Geçtiğimiz hafta Ankara’da oynanan maçta gülen taraf 33-8 ‘lik skorla Gazi Warriors oldu. Bu sene normal sezonda oynanan maçta Warriors zorlansada 19-12 yenmesini bildi. Ve ardından oynanan Üniversiteler Ligi maçı yine Warriors’ın 26-8 galibiyetiyle sonuçlandı.

Geçen sene gerçekten kötü bir sezon geçiren Warriors, teknik kadronun değişmesi ve askerden dönen oyuncularıyla adeta yeniden doğdu ve geçen senenin şampiyonunu senede üç kez yenerek gücünü gösterdi. Açıkçası göze çarpan en önemli değişim Warriors defansı olsa gerek. Pas yeme zaafını üzerinden atıp LB’lerini güçlendiren Gazi, gerçekten geçilmesi zor bir defans yarattı bu sene. Geçen sene Ankara Çubuk’ta oynanan maçta uzun paslardan touchdown atan Boğaziçi Sultans, bu sene oynadığı iki maçtada ligin en çok interception yapan adamına takıldı,Mert Köse. Son maçta daha çok koşu oyunlarıyla ilerlemeye çalışan Sultans ofansı vasatın çok çok altında kaldı. Özellikle Warriors LB’leri bloklara takılmadan rahat tacklelar alabildi ve attığı 3 touchdownla maçın yıldızı kesinlikle Gazi defansı oldu.

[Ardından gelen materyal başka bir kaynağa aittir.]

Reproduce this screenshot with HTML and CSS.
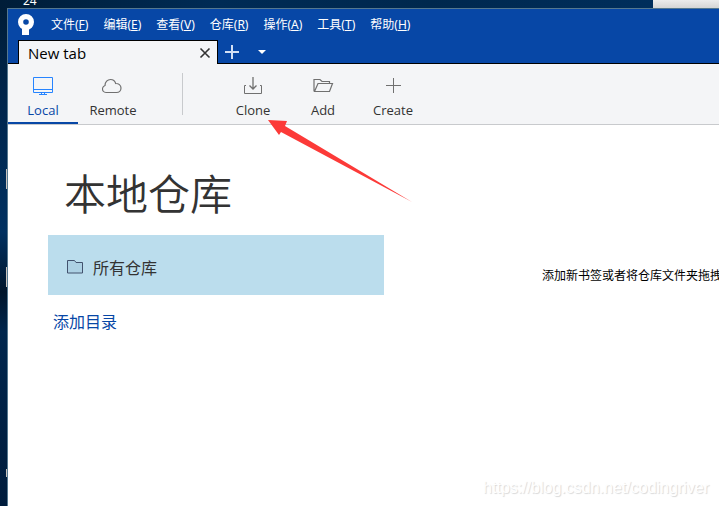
FILE: index.html
```
<!DOCTYPE html>
<html lang="zh-CN">
<head>
<meta charset="utf-8">
<title>Sourcetree</title>
<link rel="stylesheet" href="styles.css">
</head>
<body>
<div class="desktop">
  <div class="desktop-top"><span class="desktop-label">24</span><span class="desktop-panel"></span></div>
  <div class="desktop-row">
    <div class="desktop-edge"><i class="mark"></i><i class="mark"></i><i class="mark mark-small"></i></div>
    <div class="window">
      <header class="titlebar">
        <svg class="logo" width="18" height="22" viewBox="0 0 18 22" aria-hidden="true">
          <defs><linearGradient id="fade" x1="0" x2="1" y1="0" y2="0"><stop offset="0" stop-color="#fff" stop-opacity="0.6"/><stop offset="0.7" stop-color="#fff"/></linearGradient></defs>
          <circle cx="9" cy="8" r="5.400" fill="none" stroke="#fff" stroke-width="5.200"/>
          <path d="M5 15l4-2 3 1v7H5z" fill="#fff"/>
          <path d="M12 15.500L16 12l-3 1.500z" fill="url(#fade)"/>
        </svg>
        <nav class="menu">
          <button class="menu-item">文件(<u>F</u>)</button>
          <button class="menu-item">编辑(<u>E</u>)</button>
          <button class="menu-item">查看(<u>V</u>)</button>
          <button class="menu-item">仓库(<u>R</u>)</button>
          <button class="menu-item">操作(<u>A</u>)</button>
          <button class="menu-item">工具(<u>T</u>)</button>
          <button class="menu-item">帮助(<u>H</u>)</button>
        </nav>
      </header>
      <div class="tabs">
        <div class="tab">
          <span>New tab</span>
          <button class="tab-button" aria-label="Close tab">
            <svg width="12" height="12" viewBox="0 0 12 12"><path d="M1.500 1.500l9 9M10.500 1.500l-9 9" stroke="#333" stroke-width="1.600"/></svg>
          </button>
        </div>
        <button class="tab-button tab-new" aria-label="New tab">
          <svg width="14" height="14" viewBox="0 0 14 14"><path d="M7 0v14M0 7h14" stroke="#d3e0f4" stroke-width="2"/></svg>
        </button>
        <button class="tab-button tab-list" aria-label="Tab list">
          <svg width="8" height="4" viewBox="0 0 8 4"><path d="M0 0h8L4 4z" fill="#fff"/></svg>
        </button>
      </div>
      <div class="toolbar">
        <button class="tool tool-active">
          <svg width="22" height="20" viewBox="0 0 22 20" fill="none" stroke="#2684ff"><path d="M1.500 1.500h19v15h-19zM1 13.500h20M9.500 17v1.500M12.500 17v1.500M7 18.500h8"/></svg>
          <span>Local</span>
        </button>
        <button class="tool">
          <svg width="22" height="20" viewBox="0 0 22 20" fill="none" stroke="#707070" stroke-width="1.200"><path d="M4 16.500C1.500 16.500 0.300 14.500 0.500 12.500C0.700 10.800 1.700 10 3 9.500C3 6 5.500 3.500 8.500 3.500C11 3.500 13 5 13.700 7.500C16.500 7.300 19 9.300 19 12C19 14.700 17 16.500 14.500 16.500Z"/></svg>
          <span>Remote</span>
        </button>
        <div class="divider"></div>
        <button class="tool">
          <svg width="22" height="20" viewBox="0 0 22 20" fill="none" stroke="#707070"><path d="M4 9.500H2.500v8h17v-8H18"/><path d="M11 1v12M7.500 9.500L11 13l3.500-3.500" stroke-width="1.300"/></svg>
          <span>Clone</span>
        </button>
        <button class="tool">
          <svg width="22" height="20" viewBox="0 0 22 20" fill="none" stroke="#707070" stroke-width="1.200"><path d="M2 15.500V3.500h6l2 2h7.500v2M2 15.500h15.500L20.500 7.500H6L2.500 15.500"/></svg>
          <span>Add</span>
        </button>
        <button class="tool">
          <svg width="22" height="20" viewBox="0 0 22 20" fill="none" stroke="#707070"><path d="M11.500 2v15M4 9.500h15"/></svg>
          <span>Create</span>
        </button>
      </div>
      <main class="content">
        <section class="repos">
          <h1 class="heading">本地仓库</h1>
          <button class="repo-row">
            <svg width="16" height="14" viewBox="0 0 16 14" fill="#add1e4" stroke="#42526e"><path d="M.500.500h7l1.500 2h6.500v10.500H.500z"/></svg>
            <span>所有仓库</span>
          </button>
          <a class="add-link" href="#">添加目录</a>
        </section>
        <p class="hint">添加新书签或者将仓库文件夹拖拽</p>
      </main>
    </div>
  </div>
  <svg class="arrow" width="144" height="84" viewBox="0 0 144 84" aria-hidden="true"><path d="M0 0L19 1L17 6L144 82L13 12L11 15Z" fill="#fc3a38"/></svg>
  <div class="watermark">https://blog.csdn.net/codingriver</div>
</div>
</body>
</html>
```
FILE: styles.css
```
* { box-sizing: border-box; }

body {
  margin: 0;
  font-family: "Noto Sans", "Noto Sans CJK SC", sans-serif;
  color: #333;
}

button {
  margin: 0;
  padding: 0;
  border: 0;
  background: none;
  color: inherit;
  font: inherit;
}

svg { display: block; flex: none; }

.desktop {
  position: relative;
  display: flex;
  flex-direction: column;
  min-height: 100vh;
  overflow: hidden;
  background: #00264d;
}

.desktop-top {
  display: flex;
  justify-content: space-between;
  height: 8px;
  padding-left: 23px;
  background: linear-gradient(90deg, #001d38, #002b55 30%, #00284e 60%, #003060);
}

.desktop-label {
  color: #fff;
  font-size: 12px;
  line-height: 2px;
}

.desktop-panel {
  width: 66px;
  background: linear-gradient(#ececec, #d5d5d5);
}

.desktop-row { display: flex; flex: 1; }

.desktop-edge {
  display: flex;
  flex: none;
  flex-direction: column;
  align-items: flex-end;
  gap: 78px;
  width: 7px;
  padding-top: 161px;
  background: linear-gradient(#001d38, #00264d 20%, #003060 45%, #00152b 57%, #00264d 65%, #001c3c);
}

.mark {
  width: 1px;
  height: 20px;
  background: #c9c3bd;
}

.mark-small { height: 8px; margin-top: 104px; }

.window {
  display: flex;
  flex: 1;
  flex-direction: column;
  min-width: 0;
  border-top: 1px solid #55788f;
  border-left: 1px solid #55788f;
  background: #fff;
}

.titlebar {
  display: flex;
  align-items: center;
  gap: 16px;
  height: 31px;
  padding-left: 9px;
  background: #0747a6;
}

.menu { display: flex; gap: 15px; }

.menu-item {
  color: #fff;
  font-size: 12px;
  line-height: 16px;
  white-space: nowrap;
}

.tabs {
  display: flex;
  height: 24px;
  padding-left: 10px;
  background: linear-gradient(#000, #000) bottom / 100% 1px no-repeat #0747a6;
}

.tab {
  display: flex;
  align-items: center;
  justify-content: space-between;
  width: 200px;
  padding: 0 6px 0 9px;
  border: 1px solid #000;
  border-bottom: 0;
  background: #f4f5f7;
  color: #000;
  font-family: "Open Sans", sans-serif;
  font-size: 15px;
}

.tab-button {
  display: flex;
  align-items: center;
  justify-content: center;
}

.tab-new { width: 28px; }
.tab-list { width: 32px; }

.toolbar {
  display: flex;
  height: 61px;
  border-bottom: 1px solid #c8cacd;
  background: #f4f5f7;
}

.tool {
  display: flex;
  flex-direction: column;
  align-items: center;
  gap: 5px;
  width: 70px;
  padding-top: 12px;
  border-bottom: 2px solid transparent;
  font-family: "Open Sans", sans-serif;
  font-size: 13px;
  line-height: 18px;
}

.tool-active { border-color: #0747a6; color: #0747a6; }

.divider {
  width: 1px;
  height: 42px;
  margin: 9px 35px 9px 34px;
  background: #c8cacd;
}

.content { display: flex; flex: 1; }

.repos {
  flex: none;
  width: 376px;
  padding: 39px 0 0 40px;
}

.heading {
  margin: 0;
  padding-left: 16px;
  font-size: 42px;
  font-weight: 350;
  line-height: 60px;
}

.repo-row {
  display: flex;
  align-items: center;
  gap: 10px;
  width: 100%;
  height: 60px;
  margin-top: 11px;
  padding: 4px 0 0 19px;
  background: #bbdded;
  font-size: 16px;
}

.add-link {
  display: inline-block;
  margin: 15px 5px;
  color: #0747a6;
  font-size: 16px;
  line-height: 24px;
  text-decoration: none;
}

.hint {
  margin: 143px 0 0 158px;
  color: #000;
  font-size: 12px;
  line-height: 16px;
  white-space: nowrap;
}

.arrow {
  position: absolute;
  top: 120px;
  left: 268px;
}

.watermark {
  position: absolute;
  right: 10px;
  bottom: 8px;
  color: #fff;
  font-family: "Liberation Sans", sans-serif;
  font-size: 16px;
  line-height: 20px;
  text-shadow: 1px 1px 1px #d8d8d8;
}
```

Bu sene kendi şahsıma, oynadığım en sert defanslardan birisi de Boğaziçi Sultans idi. Dar gaplerdeki koşularda gayet başarılılar ama dış koşularda Gazi pullarına çok takıldılar bu maç. Her çarpışmada ve tackle’da gerçekten ses çıkıyordu. Haliyle sahadaki oyunculara bundan daha fazla keyif veren birşeyde olamaz. Maçta arasıra gerginlikler ve ufak atışmalar oldu tabi ama en azından iki takım oyuncularıda kendilerine hakim oldular. Tribün yine renkliydi ve yakılan meşaleler oldukça hoş görüntülere sahne oldu. Asıl ilginç olan ise maçın hemen başında sanki ayarlanmışcasına havai fişek şov başladı, sanırım yakınlarda açılış vardı.

Ayrıca bu maç Sırbistan’dan gelen bir hakem heyetine de ağırladı. Oyun daha hızlı oynatılmaya çalışıldı ve iki takımda Delay of Game cezası yedi birer kez. Birde Raming ve Spearing (yanlış mı yazdım ya) cezası çok çalındı benim en çok dikkatimi çeken bu oldu. İşin garibi pozisyondan çok ama çok uzak olan bir hakem,diğer bir hakemin önünde olan pozisyona defalarca bu cezayı attı. Artık özel bir tembih falan mı yapıldı bilmiyorum ama bence abartıldı. Onun dışında maç çok temiz ve akıcı yönetildi.

Her iki ligden de elenen Boğaziçi’ye önümüzdeki sene başarılar dilerim.

Gelelim final maçına, sene başından beri ligin iki favorisi olan Cavaliers ve Warriors 22 Mayıs’ta yeri henüz belli olmayan bir sahada final maçına çıkacaklar. Türkiye’nin en iyi iki ofans line’ına sahip takımlar için tek eksik Pro-Lig şampiyonluğu. Bir tarafta hacim olarak ortalamanın altında fakat oldukça hızlı ve güçlü bir OL, diğer tarafta ortalaması 130 kg olan ve çok iyi trap bloklar yapabilen bir OL. Bu maçın kaderini belirleyecek olan bölgeler bunlar işte. Bu bölgelere takviye yapacak olan ekstra güçler ise her iki takımda da sağlam. Bir yanda ligin en hızlı ve sert wing-back’leri. Diğer yanda şu anki görünümüyle ligin en iyi QB’si. OL’nı ayakta kalan takım kupayı kaldırır düşüncesindeyim. Defansın hiç mi etkisi yok tabiî ki var. Özellikle LB’lar bu maç çok dikkatli olmalı ve full konsantrasyonla oynamalı. Warriors’ın en büyük kozu tabiî ki Gürkan Aslan. Eğer enerjisini maç sonuna kadar kullanabilirse Gürkan, bu maç ortadan koşulara müsaade etmeyecektir. Dış koşuları iyi kapayan Caveliers takımı en büyük eksiği olan ortadan diveları durdurabilirse maç gerçekten inanılmaz keyifli geçecektir.